Annual report pursuant to Section 13 and 15(d)


12 Months Ended
Dec. 31, 2022
Commitments and Contingencies Disclosure [Abstract]  
Legal Matters

We are involved in lawsuits and claims which arise in the normal course of our business, including the initiation and defense of proceedings related to contract and employment disputes. In our opinion, these claims individually and in the aggregate are not expected to have a material adverse effect on our financial condition, results of operations or cash flows.

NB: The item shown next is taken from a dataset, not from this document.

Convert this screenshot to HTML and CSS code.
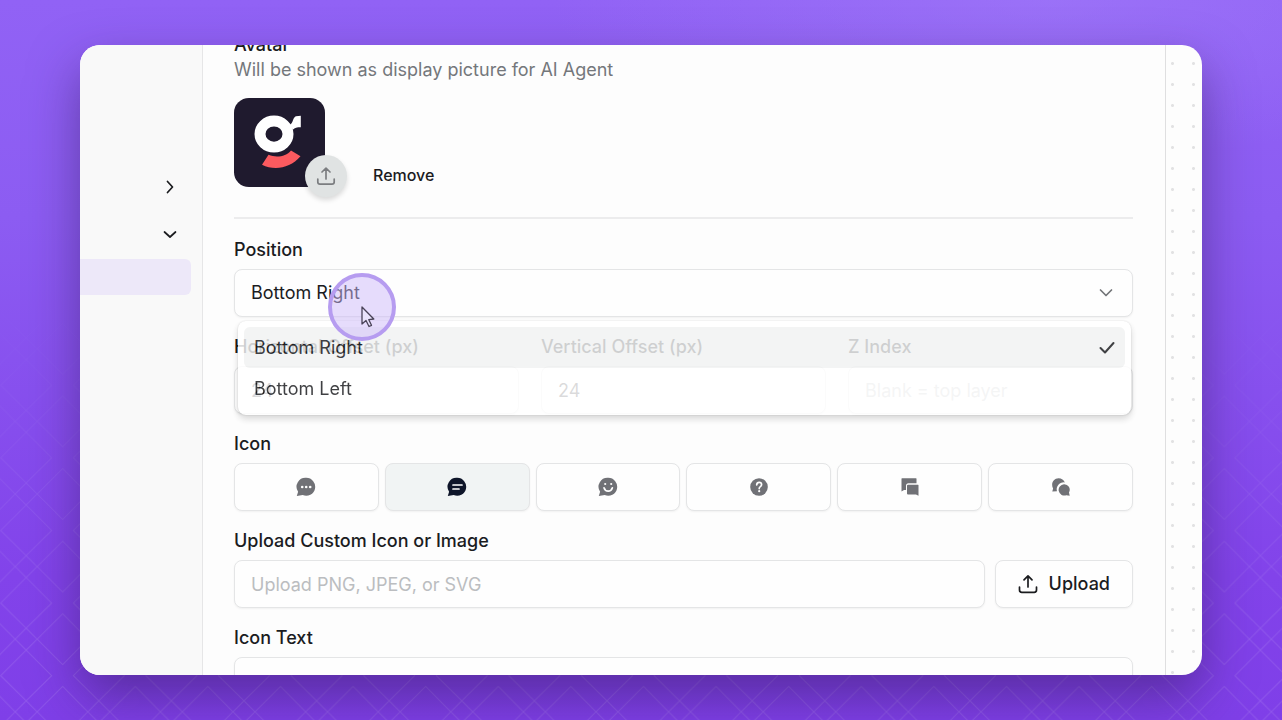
FILE: index.html
```html
<!DOCTYPE html>
<html lang="en">
<head>
    <meta charset="UTF-8">
    <meta name="viewport" content="width=device-width, initial-scale=1.0">
    <title>AI Agent Settings</title>
    <link rel="stylesheet" href="styles.css">
</head>
<body>
    <!-- Diamond pattern behind the window -->
    <svg class="backdrop" aria-hidden="true">
        <defs>
            <pattern id="diamonds" x="26.2" y="494" width="72.6" height="72.6" patternUnits="userSpaceOnUse">
                <path d="M0 11 L25.5 36.5 L0 61.6 M72.6 11 L47.1 36.5 L72.6 61.6 M11 0 L36.5 25.5 L61.6 0 M11 72.6 L36.5 47.1 L61.6 72.6 M0 11 L11 0 M61.6 0 L72.6 11 M0 61.6 L11 72.6 M72.6 61.6 L61.6 72.6" fill="none" stroke="#ffffff" stroke-opacity="0.12"/>
            </pattern>
        </defs>
        <rect width="100%" height="100%" fill="url(#diamonds)"/>
    </svg>

    <div class="window">
        <!-- Sidebar -->
        <nav class="sidebar" aria-label="Sections">
            <button type="button" class="nav-row" aria-label="Expand section">
                <svg width="14" height="14" viewBox="0 0 14 14"><path d="M4.500 1.500 9.500 7l-5 5.500"/></svg>
            </button>
            <button type="button" class="nav-row" aria-label="Collapse section">
                <svg width="14" height="14" viewBox="0 0 14 14"><path d="M1.500 5 7 10l5.500-5"/></svg>
            </button>
            <div class="nav-current"></div>
        </nav>

        <!-- Settings form -->
        <form class="settings">
            <h2 class="label">Avatar</h2>
            <p class="hint">Will be shown as display picture for AI Agent</p>
            <div class="avatar-row">
                <div class="avatar">
                    <svg width="91" height="89" viewBox="0 0 91 90" preserveAspectRatio="none">
                        <rect width="91" height="90" rx="15" fill="#1f1a2e"/>
                        <ellipse cx="40" cy="36.500" rx="14" ry="13.200" fill="none" stroke="#fff" stroke-width="11"/>
                        <path d="M56 27c3-1 3-8 6-8.500l4.800-.5v11.500c-4 0-6 .5-8 2.500z" fill="#fff"/>
                        <path d="M34.500 57.500 28 67.500c12 6 28 4 38.500-8.500L57 53c-5 6-14 8-22.500 4.500z" fill="#fb5a5f"/>
                    </svg>
                    <button type="button" class="avatar-upload" aria-label="Upload avatar">
                        <svg width="20" height="20" viewBox="0 0 20 20"><path d="M10 13V2.500M6 6 10 2.200 14 6M1.800 13v3q0 2.200 2.200 2.200h12q2.200 0 2.200-2.200v-3"/></svg>
                    </button>
                </div>
                <button type="button" class="remove">Remove</button>
            </div>

            <hr class="divider">

            <div class="field position">
                <label class="label" for="position">Position</label>
                <div class="select">
                    <select class="control" id="position">
                        <option selected>Bottom Right</option>
                        <option>Bottom Left</option>
                    </select>
                    <svg class="chevron" width="14" height="14" viewBox="0 0 14 14"><path d="M1.500 4 7 9.500l5.500-5.500"/></svg>
                </div>
                <ul class="menu" role="listbox" aria-label="Position">
                    <li class="menu-item active" role="option" aria-selected="true">
                        Bottom Right
                        <svg width="16" height="14" viewBox="0 0 16 14"><path d="M1.500 7 6 11.500 14.500 2"/></svg>
                    </li>
                    <li class="menu-item" role="option" aria-selected="false">Bottom Left</li>
                </ul>
                <!-- Click highlight with the pointer -->
                <div class="click">
                    <svg width="14" height="22" viewBox="0 0 14 22"><path d="M1 1v17l4-3.500 3 6 2.500-1.200-2.700-5.600 5-.7z"/></svg>
                </div>
            </div>

            <div class="offsets">
                <div class="field">
                    <label class="label" for="offset-x">Horizontal Offset (px)</label>
                    <input class="control" type="text" id="offset-x" value="24">
                </div>
                <div class="field">
                    <label class="label" for="offset-y">Vertical Offset (px)</label>
                    <input class="control" type="text" id="offset-y" value="24">
                </div>
                <div class="field">
                    <label class="label" for="z-index">Z Index</label>
                    <input class="control" type="text" id="z-index" placeholder="Blank = top layer">
                </div>
            </div>

            <div class="field">
                <h2 class="label">Icon</h2>
                <div class="icons">
                    <button type="button" class="icon-option" aria-label="Chat dots">
                        <svg width="20" height="20" viewBox="0 0 20 20">
                            <path d="M10.300.800a9 9 0 1 1-3.600 17.300L.800 19l1.300-4.200A9 9 0 0 1 10.300.800z"/>
                            <g class="cut"><circle cx="6.200" cy="10" r="1.300"/><circle cx="10.200" cy="10" r="1.300"/><circle cx="14.200" cy="10" r="1.300"/></g>
                        </svg>
                    </button>
                    <button type="button" class="icon-option selected" aria-label="Chat lines">
                        <svg width="20" height="20" viewBox="0 0 20 20">
                            <path d="M10.300.800a9 9 0 1 1-3.600 17.300L.800 19l1.300-4.200A9 9 0 0 1 10.300.800z"/>
                            <path class="cut-line" d="M6 8h9M6 12h6"/>
                        </svg>
                    </button>
                    <button type="button" class="icon-option" aria-label="Chat smile">
                        <svg width="20" height="20" viewBox="0 0 20 20">
                            <path d="M10.300.800a9 9 0 1 1-3.600 17.300L.800 19l1.300-4.200A9 9 0 0 1 10.300.800z"/>
                            <g class="cut"><circle cx="7.200" cy="7" r="1.100"/><circle cx="13.200" cy="7" r="1.100"/></g>
                            <path class="cut-line" d="M6 10.800q1 3.400 4.200 3.400t4.200-3.400"/>
                        </svg>
                    </button>
                    <button type="button" class="icon-option" aria-label="Question">
                        <svg width="20" height="20" viewBox="0 0 20 20">
                            <circle cx="10" cy="10" r="8.800"/>
                            <path class="cut-line" d="M7.700 7.900q.2-2.500 2.500-2.500t2.400 2.200q0 1.200-1.200 2-1.200.8-1.200 2"/>
                            <circle class="cut" cx="10.200" cy="14.200" r="1.100"/>
                        </svg>
                    </button>
                    <button type="button" class="icon-option" aria-label="Square bubbles">
                        <svg width="20" height="20" viewBox="0 0 20 20">
                            <path d="M2 1.300h14q.5 0 .5.500v4.400H8.500q-2.500 0-2.500 2.500V13H4l-2.500 1.500V1.800q0-.5.500-.5z"/>
                            <path d="M8 7.800h10q.5 0 .5.500v10.500L16 17.500H8q-1 0-1-1V8.800q0-1 1-1z"/>
                        </svg>
                    </button>
                    <button type="button" class="icon-option" aria-label="Round bubbles">
                        <svg width="20" height="20" viewBox="0 0 20 20">
                            <path d="M7.500 1.200c3 0 5.500 1.600 6.300 4.300A6.800 6.800 0 0 0 6 14.200L1.300 14.600l.8-3C-.5 6.500 2.500 1.200 7.500 1.200z"/>
                            <path d="M13 7.200a5.500 5.500 0 0 1 5 8.200l.7 3.300-3.300-.5A5.700 5.700 0 1 1 13 7.200z"/>
                        </svg>
                    </button>
                </div>
            </div>

            <div class="field">
                <label class="label" for="custom-icon">Upload Custom Icon or Image</label>
                <div class="upload-row">
                    <input class="control" type="text" id="custom-icon" placeholder="Upload PNG, JPEG, or SVG">
                    <button type="button" class="upload">
                        <svg width="20" height="20" viewBox="0 0 20 20"><path d="M10 13V2M6 5.800 10 1.800 14 5.800M1.500 13v3q0 2.300 2.300 2.300h12.400q2.300 0 2.300-2.300v-3"/></svg>
                        Upload
                    </button>
                </div>
            </div>

            <div class="field">
                <label class="label" for="icon-text">Icon Text</label>
                <input class="control" type="text" id="icon-text">
            </div>
        </form>

        <div class="preview"></div>
    </div>
</body>
</html>
```

FILE: styles.css
```css
* {
    box-sizing: border-box;
}

body {
    margin: 0;
    height: 100vh;
    padding: 45px 80px;
    overflow: hidden;
    font-family: Inter, "Liberation Sans", sans-serif;
    font-size: 18px;
    line-height: 24px;
    color: #1b1c1f;
    background: radial-gradient(ellipse 500px 160px at 82% 0, rgba(164, 128, 250, 0.5), transparent),
        linear-gradient(#9162f5, #8c5cf2 30%, #8243ea 80%, #7f3fe8);
}

/* Pattern fades in towards the bottom */
.backdrop {
    position: absolute;
    inset: 0;
    width: 100%;
    height: 100%;
    -webkit-mask-image: linear-gradient(transparent 40%, #000 90%);
    mask-image: linear-gradient(transparent 40%, #000 90%);
}

.window {
    position: relative;
    display: flex;
    height: 100%;
    overflow: hidden;
    background: #fdfdfd;
    border-radius: 20px;
    box-shadow: 0 22px 50px rgba(50, 25, 90, 0.5);
}

button,
input,
select {
    font: inherit;
    color: inherit;
}

button {
    cursor: pointer;
}

svg {
    display: block;
}

/* Sidebar */
.sidebar {
    flex: 0 0 123px;
    padding-top: 130px;
    background: #f9f9f9;
    border-right: 1px solid #e6e6e7;
}

.nav-row {
    display: flex;
    align-items: center;
    justify-content: flex-end;
    width: 100%;
    height: 24px;
    margin-bottom: 23px;
    padding: 0 25px 0 0;
    border: 0;
    background: none;
}

.nav-row svg,
.chevron {
    fill: none;
    stroke: #1b1c1f;
    stroke-width: 1.7;
    stroke-linecap: round;
    stroke-linejoin: round;
}

.nav-current {
    height: 36px;
    margin-top: -10px;
    margin-right: 11px;
    background: #ede8f9;
    border-radius: 0 6px 6px 0;
}

/* Settings form */
.settings {
    flex: 1;
    min-width: 0;
    margin-top: -13px;
    padding: 0 32px 0 31px;
}

.label {
    display: block;
    margin: 0 0 6px;
    font-size: 18px;
    line-height: 26px;
    font-weight: 500;
    white-space: nowrap;
}

.settings > .label {
    margin-bottom: 0;
}

.hint {
    margin: 0 0 16px;
    color: #74777b;
}

.avatar-row {
    display: flex;
    align-items: flex-end;
    gap: 48px;
}

.avatar {
    position: relative;
}

.avatar-upload {
    position: absolute;
    right: -22px;
    bottom: -10px;
    display: flex;
    align-items: center;
    justify-content: center;
    width: 42px;
    height: 42px;
    padding: 0;
    border: 0;
    border-radius: 50%;
    background: #e0e3e3;
    box-shadow: 0 3px 5px rgba(0, 0, 0, 0.14);
}

.avatar-upload svg,
.upload svg {
    fill: none;
    stroke: #1b1c1f;
    stroke-width: 1.7;
    stroke-linecap: round;
    stroke-linejoin: round;
}

.avatar-upload svg {
    stroke: #7b7d80;
}

.remove {
    padding: 0;
    border: 0;
    background: none;
    font-size: 16px;
    font-weight: 500;
}

.divider {
    margin: 30px 0 18px;
    border: 0;
    border-top: 2px solid #ececed;
}

.field {
    margin-bottom: 17px;
}

.control {
    display: block;
    width: 100%;
    height: 48px;
    padding: 0 16px;
    border: 1px solid #e4e5e6;
    border-radius: 8px;
    background: #fefefe;
    box-shadow: 0 1px 2px rgba(0, 0, 0, 0.05);
    appearance: none;
}

.control::placeholder {
    color: #bbbdc0;
    opacity: 1;
}

.position,
.select {
    position: relative;
}

.chevron {
    position: absolute;
    top: 17px;
    right: 20px;
    stroke: #737578;
}

/* Open menu, half way through its fade */
.menu {
    position: absolute;
    z-index: 1;
    top: 84px;
    left: 4px;
    right: 2px;
    margin: 0;
    padding: 6px;
    list-style: none;
    background: #fff;
    border-radius: 8px;
    box-shadow: 0 0 2px rgba(0, 0, 0, 0.16), 0 4px 7px rgba(0, 0, 0, 0.18);
    opacity: 0.84;
}

.menu-item {
    display: flex;
    align-items: center;
    justify-content: space-between;
    height: 41px;
    padding: 0 10px;
    border-radius: 6px;
}

.menu-item.active {
    background: #f1f2f2;
}

.menu-item svg {
    fill: none;
    stroke: #1b1c1f;
    stroke-width: 2;
    stroke-linecap: round;
    stroke-linejoin: round;
}

.click {
    position: absolute;
    z-index: 2;
    top: 36px;
    left: 94px;
    width: 68px;
    height: 68px;
    padding: 29px 0 0 29px;
    border: 4px solid #b69cf0;
    border-radius: 50%;
    background: rgba(205, 186, 250, 0.5);
}

.click svg {
    fill: #e9e2fb;
    stroke: #4a4358;
    stroke-width: 1.3;
    stroke-linejoin: round;
}

.offsets {
    display: grid;
    grid-template-columns: repeat(3, 1fr);
    column-gap: 22px;
}

/* Icon choices */
.icons {
    display: grid;
    grid-template-columns: repeat(6, 1fr);
    gap: 6px;
}

.icon-option {
    display: flex;
    align-items: center;
    justify-content: center;
    height: 48px;
    padding: 0;
    border: 1px solid #e4e5e6;
    border-radius: 8px;
    background: #fefefe;
    color: #707176;
    box-shadow: 0 1px 2px rgba(0, 0, 0, 0.05);
}

.icon-option svg {
    fill: currentColor;
}

.icon-option .cut {
    fill: #fefefe;
}

.icon-option .cut-line {
    fill: none;
    stroke: #fefefe;
    stroke-width: 1.7;
    stroke-linecap: round;
}

.icon-option.selected {
    background: #f1f4f4;
    color: #0e1529;
}

.upload-row {
    display: flex;
    gap: 10px;
}

.upload-row .control {
    flex: 1;
    min-width: 0;
}

.upload {
    display: flex;
    align-items: center;
    gap: 11px;
    height: 48px;
    padding: 0 22px;
    border: 1px solid #e4e5e6;
    border-radius: 8px;
    background: #fefefe;
    box-shadow: 0 1px 2px rgba(0, 0, 0, 0.05);
    font-weight: 500;
}

/* Dotted preview area */
.preview {
    flex: 0 0 37px;
    border-left: 1px solid #dfdfe0;
    background: radial-gradient(circle, #e2e2e3 1px, transparent 2px) -4px 8px / 21px 21px;
}
```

In December 2021, the Company was sued in the U.S. District Court for the Southern District of Texas related to a Promissory Note & Asset Acquisition Rights Option (“Note & Option”) with TGC Systems, LLC (“Total Grow”). The Texas case has been dismissed and the parties are currently engaged in arbitration pursuant to the arbitration clause of the Note & Option. Among other claims, Total Grow alleges that the Company is liable to Total Grow based on promissory estoppel and breach of contract for failing to consummate the acquisition of Total Grow by the Company. The Company believes that the claims against it are without merit and is vigorously defending against them. The Company is also counterclaiming for repayment of $1,500,000 principal plus interest loaned by the Company to Total Grow pursuant to the Note & Option. The Company has accrued a reserve of $1.3 million against the Note & Option.

There can be no assurance that future developments related to pending claims or claims filed in the future, whether as a result of adverse outcomes or as a result of significant defense costs, will not have a material effect on the Company’s financial condition, results of operations or cash flows. We believe that our assessment of contingencies is reasonable and that the related accruals, in the aggregate, are adequate; however, there can be no assurance that the final resolution of these matters will not have a material effect on our financial condition, results of operations or cash flows.


In the ordinary course of its business, the Company makes certain indemnities under which it may be required to make payments in relation to certain transactions. As of December 31, 2022, the Company did not have any liabilities associated with indemnities.

In addition, the Company, as permitted under Colorado law and in accordance with its amended and restated certificate of incorporation and amended and restated bylaws, in each case, as amended to date, indemnifies its officers and directors for certain events or occurrences while the officer or director is or was serving at the Company’s request in such capacity. The duration of these indemnifications varies. The Company has a director and officer insurance policy that may enable it to recover a portion of any future amounts paid. The Company accrues for losses for any known contingent liability, including those that may arise from indemnification provisions, when future payment is probable. No such losses have been recorded to date.